**GIVEN EXERCISE**
Using the data below, tally the lines that include the string "screenshot". Only the number is wanted.

**SUPPLIED RECORDS**

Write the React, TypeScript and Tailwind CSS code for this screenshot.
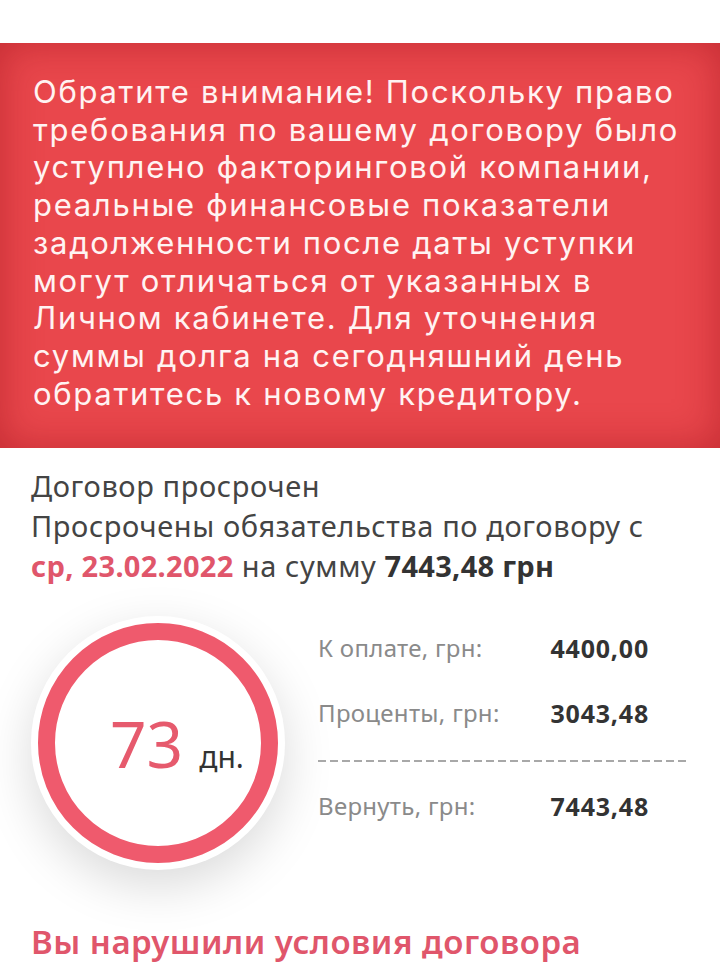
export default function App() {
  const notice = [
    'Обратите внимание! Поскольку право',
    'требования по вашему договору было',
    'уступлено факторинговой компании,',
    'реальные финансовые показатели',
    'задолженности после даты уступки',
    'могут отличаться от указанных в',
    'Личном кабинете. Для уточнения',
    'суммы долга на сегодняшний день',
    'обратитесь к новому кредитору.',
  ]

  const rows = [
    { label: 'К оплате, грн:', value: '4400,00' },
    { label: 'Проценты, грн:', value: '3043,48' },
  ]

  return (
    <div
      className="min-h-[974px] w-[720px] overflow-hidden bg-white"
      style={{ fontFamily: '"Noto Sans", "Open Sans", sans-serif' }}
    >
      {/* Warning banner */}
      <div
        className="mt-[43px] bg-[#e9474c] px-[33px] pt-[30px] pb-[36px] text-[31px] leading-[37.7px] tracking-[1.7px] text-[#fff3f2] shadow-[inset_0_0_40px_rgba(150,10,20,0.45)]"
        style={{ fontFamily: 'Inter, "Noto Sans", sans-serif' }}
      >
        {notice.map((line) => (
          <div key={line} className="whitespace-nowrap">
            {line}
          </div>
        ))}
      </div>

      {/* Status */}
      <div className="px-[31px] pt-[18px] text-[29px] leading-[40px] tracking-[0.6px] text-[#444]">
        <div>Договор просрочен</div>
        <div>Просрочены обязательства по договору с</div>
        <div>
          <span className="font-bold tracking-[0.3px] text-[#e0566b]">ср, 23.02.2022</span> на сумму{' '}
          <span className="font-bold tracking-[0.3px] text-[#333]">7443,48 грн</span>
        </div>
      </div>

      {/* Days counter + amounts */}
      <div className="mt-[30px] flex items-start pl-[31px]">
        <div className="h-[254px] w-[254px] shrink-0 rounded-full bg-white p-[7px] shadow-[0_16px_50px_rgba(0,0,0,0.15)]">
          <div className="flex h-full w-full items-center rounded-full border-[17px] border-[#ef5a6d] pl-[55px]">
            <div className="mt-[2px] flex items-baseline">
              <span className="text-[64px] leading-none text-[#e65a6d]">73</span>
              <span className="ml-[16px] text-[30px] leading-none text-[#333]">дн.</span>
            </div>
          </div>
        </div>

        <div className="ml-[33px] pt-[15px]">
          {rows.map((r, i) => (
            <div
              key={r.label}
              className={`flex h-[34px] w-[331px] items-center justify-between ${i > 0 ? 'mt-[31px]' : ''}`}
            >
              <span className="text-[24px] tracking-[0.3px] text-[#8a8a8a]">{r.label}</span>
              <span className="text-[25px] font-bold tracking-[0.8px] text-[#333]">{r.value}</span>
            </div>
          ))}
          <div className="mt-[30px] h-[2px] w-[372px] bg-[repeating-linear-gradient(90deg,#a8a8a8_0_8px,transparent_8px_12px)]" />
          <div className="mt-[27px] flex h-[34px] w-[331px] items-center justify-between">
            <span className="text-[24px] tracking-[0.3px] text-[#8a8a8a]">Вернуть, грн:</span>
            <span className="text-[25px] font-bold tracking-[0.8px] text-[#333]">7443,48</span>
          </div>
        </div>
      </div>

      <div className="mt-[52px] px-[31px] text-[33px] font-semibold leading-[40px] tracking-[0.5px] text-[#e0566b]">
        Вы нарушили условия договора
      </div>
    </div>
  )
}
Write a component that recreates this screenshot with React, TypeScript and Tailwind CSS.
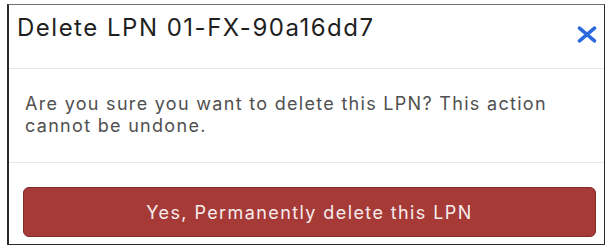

---

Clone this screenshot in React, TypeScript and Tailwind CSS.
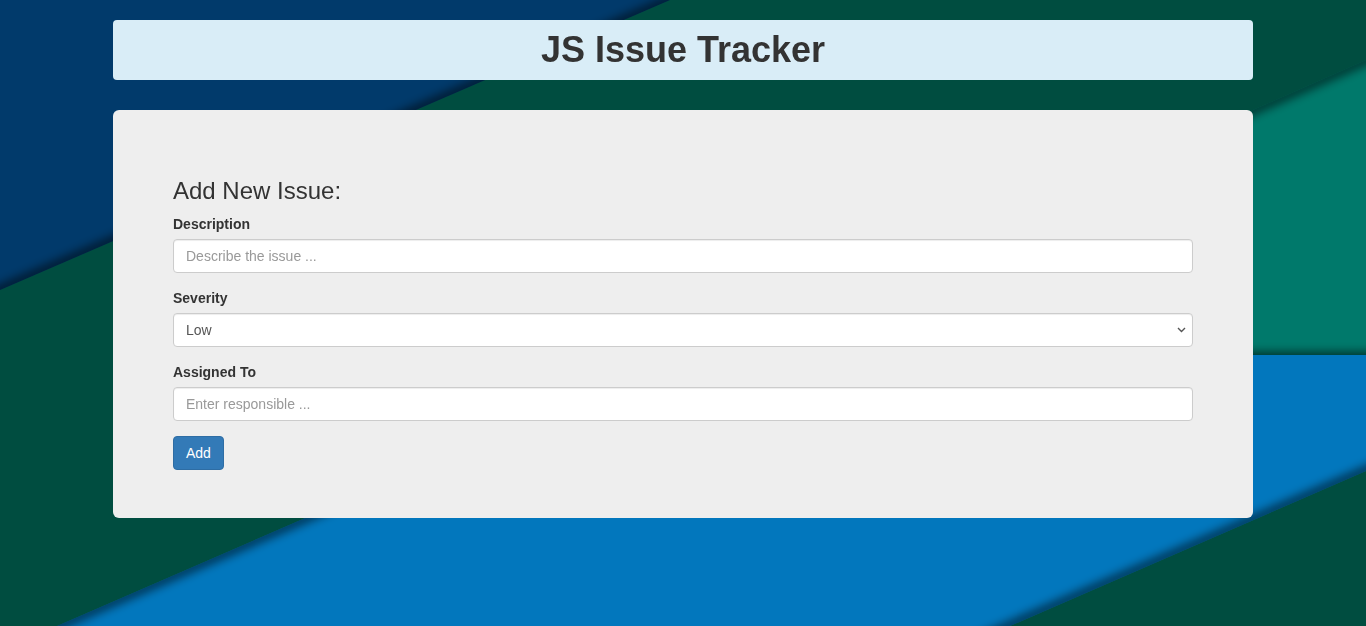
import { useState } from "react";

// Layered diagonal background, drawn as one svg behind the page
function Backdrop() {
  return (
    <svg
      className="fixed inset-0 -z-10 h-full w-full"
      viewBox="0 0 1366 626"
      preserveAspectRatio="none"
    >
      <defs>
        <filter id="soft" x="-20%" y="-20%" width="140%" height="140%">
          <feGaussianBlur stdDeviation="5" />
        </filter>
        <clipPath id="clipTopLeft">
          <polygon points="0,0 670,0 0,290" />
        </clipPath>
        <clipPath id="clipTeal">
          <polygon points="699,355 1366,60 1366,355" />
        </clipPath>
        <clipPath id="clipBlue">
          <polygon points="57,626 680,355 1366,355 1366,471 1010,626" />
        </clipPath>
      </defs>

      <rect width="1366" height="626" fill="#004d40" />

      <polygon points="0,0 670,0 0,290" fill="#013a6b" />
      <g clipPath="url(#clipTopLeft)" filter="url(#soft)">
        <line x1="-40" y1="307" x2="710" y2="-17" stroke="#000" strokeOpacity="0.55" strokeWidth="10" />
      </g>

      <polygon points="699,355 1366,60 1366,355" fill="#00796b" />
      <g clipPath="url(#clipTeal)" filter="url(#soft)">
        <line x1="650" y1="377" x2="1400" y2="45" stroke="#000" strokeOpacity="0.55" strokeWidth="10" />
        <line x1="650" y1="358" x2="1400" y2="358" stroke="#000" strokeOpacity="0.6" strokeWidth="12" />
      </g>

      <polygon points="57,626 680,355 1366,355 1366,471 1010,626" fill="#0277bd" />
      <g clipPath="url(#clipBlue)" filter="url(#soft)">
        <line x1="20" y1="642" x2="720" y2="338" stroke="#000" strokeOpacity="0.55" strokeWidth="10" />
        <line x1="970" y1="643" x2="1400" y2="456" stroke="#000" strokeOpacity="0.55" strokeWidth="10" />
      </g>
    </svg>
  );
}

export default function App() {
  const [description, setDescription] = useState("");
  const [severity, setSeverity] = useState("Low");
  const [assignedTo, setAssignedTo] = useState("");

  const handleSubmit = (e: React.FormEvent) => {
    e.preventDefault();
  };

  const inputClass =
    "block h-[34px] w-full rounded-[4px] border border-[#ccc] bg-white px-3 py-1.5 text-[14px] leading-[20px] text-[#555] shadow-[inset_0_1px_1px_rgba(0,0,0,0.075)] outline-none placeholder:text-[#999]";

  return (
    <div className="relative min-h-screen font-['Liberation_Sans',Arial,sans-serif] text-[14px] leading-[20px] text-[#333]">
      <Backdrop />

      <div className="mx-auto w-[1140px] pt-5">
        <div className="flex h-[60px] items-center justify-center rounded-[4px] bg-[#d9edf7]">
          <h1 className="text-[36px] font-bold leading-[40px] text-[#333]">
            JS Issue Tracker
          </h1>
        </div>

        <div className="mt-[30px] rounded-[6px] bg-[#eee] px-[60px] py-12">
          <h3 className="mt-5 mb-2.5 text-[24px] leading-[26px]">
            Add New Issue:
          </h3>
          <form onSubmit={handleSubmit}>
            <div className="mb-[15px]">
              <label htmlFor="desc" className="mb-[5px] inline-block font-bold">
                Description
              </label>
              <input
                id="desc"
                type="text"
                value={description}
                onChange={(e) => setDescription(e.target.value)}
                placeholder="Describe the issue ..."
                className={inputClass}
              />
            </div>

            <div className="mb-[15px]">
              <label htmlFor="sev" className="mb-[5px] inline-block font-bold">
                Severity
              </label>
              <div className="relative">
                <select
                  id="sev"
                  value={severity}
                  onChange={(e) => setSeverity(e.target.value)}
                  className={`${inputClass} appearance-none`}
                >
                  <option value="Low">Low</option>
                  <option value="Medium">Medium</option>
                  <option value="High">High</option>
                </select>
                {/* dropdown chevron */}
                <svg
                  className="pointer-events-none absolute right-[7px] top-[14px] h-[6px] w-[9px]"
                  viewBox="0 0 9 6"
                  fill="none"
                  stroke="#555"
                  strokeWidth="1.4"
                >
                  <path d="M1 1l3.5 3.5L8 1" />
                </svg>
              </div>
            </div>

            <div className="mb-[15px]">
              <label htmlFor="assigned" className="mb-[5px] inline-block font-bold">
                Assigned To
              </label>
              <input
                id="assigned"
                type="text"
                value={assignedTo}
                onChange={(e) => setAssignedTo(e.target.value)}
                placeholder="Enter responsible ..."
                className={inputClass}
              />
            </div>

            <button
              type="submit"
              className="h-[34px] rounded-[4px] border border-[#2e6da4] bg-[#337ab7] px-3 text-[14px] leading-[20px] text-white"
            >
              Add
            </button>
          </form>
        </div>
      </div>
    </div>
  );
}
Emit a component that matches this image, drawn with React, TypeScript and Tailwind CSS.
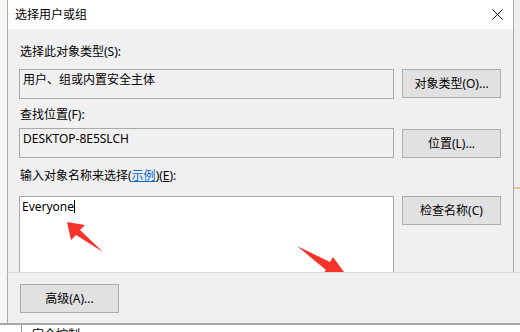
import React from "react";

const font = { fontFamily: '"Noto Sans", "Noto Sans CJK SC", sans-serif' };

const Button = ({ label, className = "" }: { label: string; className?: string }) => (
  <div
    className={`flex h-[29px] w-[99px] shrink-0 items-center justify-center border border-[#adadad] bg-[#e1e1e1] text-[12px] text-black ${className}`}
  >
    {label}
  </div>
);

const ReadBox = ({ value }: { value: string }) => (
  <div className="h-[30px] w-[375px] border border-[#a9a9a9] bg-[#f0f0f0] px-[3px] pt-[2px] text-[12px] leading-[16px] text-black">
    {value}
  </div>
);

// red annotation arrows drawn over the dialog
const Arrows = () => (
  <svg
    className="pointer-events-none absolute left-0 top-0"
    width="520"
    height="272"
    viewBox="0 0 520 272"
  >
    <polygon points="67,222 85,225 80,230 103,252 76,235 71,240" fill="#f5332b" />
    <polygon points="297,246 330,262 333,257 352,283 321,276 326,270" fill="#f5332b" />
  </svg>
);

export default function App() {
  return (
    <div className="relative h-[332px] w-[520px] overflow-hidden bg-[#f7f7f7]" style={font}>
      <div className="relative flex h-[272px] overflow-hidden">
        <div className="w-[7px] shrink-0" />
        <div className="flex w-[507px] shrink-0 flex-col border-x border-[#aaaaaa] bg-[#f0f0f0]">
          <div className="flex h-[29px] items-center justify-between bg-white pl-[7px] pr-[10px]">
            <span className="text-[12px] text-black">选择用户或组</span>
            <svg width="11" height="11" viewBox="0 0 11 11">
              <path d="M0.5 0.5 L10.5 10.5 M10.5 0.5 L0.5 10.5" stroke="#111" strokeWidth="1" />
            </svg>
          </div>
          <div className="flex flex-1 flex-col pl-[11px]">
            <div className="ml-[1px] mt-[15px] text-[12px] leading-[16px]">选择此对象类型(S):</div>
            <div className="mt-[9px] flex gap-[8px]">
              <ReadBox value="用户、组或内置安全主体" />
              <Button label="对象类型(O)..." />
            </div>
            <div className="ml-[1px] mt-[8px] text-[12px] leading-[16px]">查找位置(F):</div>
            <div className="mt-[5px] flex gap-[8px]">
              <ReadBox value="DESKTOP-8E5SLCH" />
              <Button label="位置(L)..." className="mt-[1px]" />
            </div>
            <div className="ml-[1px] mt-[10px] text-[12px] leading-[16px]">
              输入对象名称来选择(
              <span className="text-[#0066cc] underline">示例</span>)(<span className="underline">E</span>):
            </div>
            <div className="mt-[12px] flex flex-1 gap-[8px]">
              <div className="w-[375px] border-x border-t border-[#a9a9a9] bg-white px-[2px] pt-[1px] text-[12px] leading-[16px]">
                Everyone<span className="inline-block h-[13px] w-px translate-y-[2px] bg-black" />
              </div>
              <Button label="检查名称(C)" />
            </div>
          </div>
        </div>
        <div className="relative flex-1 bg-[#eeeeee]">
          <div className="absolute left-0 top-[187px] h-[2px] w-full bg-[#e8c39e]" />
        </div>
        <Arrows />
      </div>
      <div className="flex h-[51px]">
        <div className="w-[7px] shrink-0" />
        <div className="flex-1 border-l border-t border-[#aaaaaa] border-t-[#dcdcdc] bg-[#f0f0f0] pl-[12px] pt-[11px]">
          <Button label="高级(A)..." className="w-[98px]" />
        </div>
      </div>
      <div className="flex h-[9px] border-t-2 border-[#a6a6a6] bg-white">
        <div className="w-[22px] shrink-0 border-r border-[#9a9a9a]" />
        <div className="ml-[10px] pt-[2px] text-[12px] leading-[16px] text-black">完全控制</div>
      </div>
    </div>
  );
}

...

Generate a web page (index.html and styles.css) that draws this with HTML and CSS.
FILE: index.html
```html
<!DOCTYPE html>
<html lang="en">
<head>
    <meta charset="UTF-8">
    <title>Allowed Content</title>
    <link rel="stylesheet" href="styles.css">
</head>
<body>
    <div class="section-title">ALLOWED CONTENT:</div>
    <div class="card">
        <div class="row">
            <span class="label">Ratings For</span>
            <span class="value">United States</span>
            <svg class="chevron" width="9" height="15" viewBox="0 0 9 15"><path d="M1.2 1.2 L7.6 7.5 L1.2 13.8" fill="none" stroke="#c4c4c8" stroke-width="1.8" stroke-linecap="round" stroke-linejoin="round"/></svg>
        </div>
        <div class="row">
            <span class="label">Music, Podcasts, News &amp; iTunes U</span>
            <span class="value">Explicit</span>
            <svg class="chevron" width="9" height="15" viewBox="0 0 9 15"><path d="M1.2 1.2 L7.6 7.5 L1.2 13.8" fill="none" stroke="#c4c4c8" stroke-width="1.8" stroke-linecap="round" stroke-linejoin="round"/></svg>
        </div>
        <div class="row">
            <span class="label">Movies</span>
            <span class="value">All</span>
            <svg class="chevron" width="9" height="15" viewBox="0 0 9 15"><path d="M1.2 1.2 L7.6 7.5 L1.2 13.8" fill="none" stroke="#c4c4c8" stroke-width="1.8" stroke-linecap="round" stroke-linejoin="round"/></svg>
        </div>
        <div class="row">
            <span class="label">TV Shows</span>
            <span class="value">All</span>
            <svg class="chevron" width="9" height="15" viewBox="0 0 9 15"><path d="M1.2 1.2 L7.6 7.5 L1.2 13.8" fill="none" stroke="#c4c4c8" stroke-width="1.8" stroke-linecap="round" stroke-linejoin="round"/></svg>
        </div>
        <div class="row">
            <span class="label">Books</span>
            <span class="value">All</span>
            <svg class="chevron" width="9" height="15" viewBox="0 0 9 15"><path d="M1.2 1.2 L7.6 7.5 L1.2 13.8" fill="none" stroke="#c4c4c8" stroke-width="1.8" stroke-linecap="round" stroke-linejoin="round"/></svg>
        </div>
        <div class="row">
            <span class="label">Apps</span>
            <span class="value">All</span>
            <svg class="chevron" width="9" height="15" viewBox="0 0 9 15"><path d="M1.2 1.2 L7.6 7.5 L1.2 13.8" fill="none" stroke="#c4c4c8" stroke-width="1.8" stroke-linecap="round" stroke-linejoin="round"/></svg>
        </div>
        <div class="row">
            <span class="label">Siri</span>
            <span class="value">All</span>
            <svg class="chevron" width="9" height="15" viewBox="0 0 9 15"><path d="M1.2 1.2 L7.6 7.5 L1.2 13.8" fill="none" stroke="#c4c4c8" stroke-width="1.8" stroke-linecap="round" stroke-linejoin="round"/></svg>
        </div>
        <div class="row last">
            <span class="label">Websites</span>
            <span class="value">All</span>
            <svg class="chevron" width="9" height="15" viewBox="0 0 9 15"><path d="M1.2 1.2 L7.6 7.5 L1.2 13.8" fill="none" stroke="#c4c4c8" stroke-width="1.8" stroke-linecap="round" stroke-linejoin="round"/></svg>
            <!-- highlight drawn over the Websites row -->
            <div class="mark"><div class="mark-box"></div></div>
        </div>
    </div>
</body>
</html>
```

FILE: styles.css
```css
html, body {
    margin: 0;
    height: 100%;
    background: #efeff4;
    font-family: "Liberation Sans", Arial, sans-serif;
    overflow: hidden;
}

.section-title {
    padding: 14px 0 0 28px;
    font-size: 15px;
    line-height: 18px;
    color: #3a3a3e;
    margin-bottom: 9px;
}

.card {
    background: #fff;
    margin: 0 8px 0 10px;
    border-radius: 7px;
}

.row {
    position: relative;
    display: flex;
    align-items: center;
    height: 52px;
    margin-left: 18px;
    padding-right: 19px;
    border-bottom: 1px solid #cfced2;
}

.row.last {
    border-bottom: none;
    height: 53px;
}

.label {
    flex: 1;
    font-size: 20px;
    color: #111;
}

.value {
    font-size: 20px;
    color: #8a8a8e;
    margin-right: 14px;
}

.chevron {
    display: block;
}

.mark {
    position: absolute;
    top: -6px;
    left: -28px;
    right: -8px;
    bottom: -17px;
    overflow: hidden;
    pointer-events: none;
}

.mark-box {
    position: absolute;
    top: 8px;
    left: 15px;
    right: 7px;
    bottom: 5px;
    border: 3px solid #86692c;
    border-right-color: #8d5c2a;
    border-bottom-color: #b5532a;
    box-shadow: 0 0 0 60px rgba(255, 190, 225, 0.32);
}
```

**CORRECT RESPONSE**
3